Misae Genki

Personal information
- Born: February 14, 1973 (age 53) Iruma, Japan

Professional wrestling career
- Ring name(s): Giant Bolshoi G. Warrior Misae-chan Misae Genki Misae Moe Moe Misae Watanabe
- Billed height: 173 cm (5 ft 8 in)
- Billed weight: 83 kg (183 lb)
- Debut: 1994
- Retired: 2008

= Misae Genki =

Japanese professional wrestler

Misae Watanabe (渡辺みさえ, Watanabe Misae) better known by her ring name Misae Genki is a Japanese retired professional wrestler best known for her tenure with the Japanese promotions NEO Japan Ladies Pro-Wrestling, All Japan Women's Pro-Wrestling and JWP Joshi Puroresu.

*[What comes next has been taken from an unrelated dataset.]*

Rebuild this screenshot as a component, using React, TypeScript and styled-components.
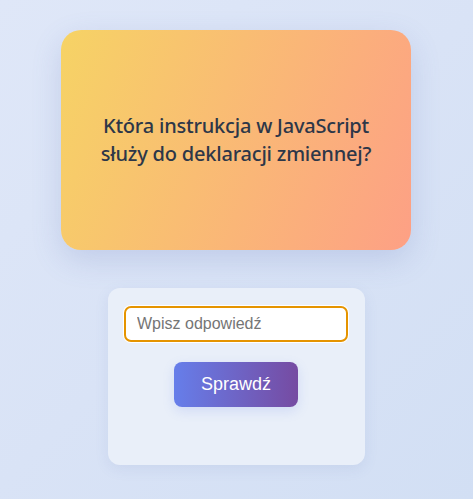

==Professional wrestling career==
===Independent circuit (1996–2008)===
Watanabe is known for competing in various promotions from the Japanese independent scene. She competed in two of the earliest events promoted by Ice Ribbon, both held on September 9, 2006, respective the Ice Ribbon The Fifth Ice Ribbon Part 2 and 3, where she first teamed up with Cherry to defeat Aoi Kizuki and Kaori Yoneyama, and secondly with Ayako Sato to defeat Kizuki and Ray. At Oz Academy Wizard on April 1, 2007, she teamed up with Yuki Miyazaki in a losing effort against Chikayo Nagashima and Dynamite Kansai. She also took part in independent events such as Jaguar Yokota's 30th Anniversary Convention from March 11, 2007, where she competed in a 32-person battle royal won by Devil Masami and also involving popular wrestlers from the 1980s and 1990s like Akino, Carlos Amano, Gami, Mayumi Ozaki, Sachie Abe, Toshie Uematsu, Yumiko Hotta and many others.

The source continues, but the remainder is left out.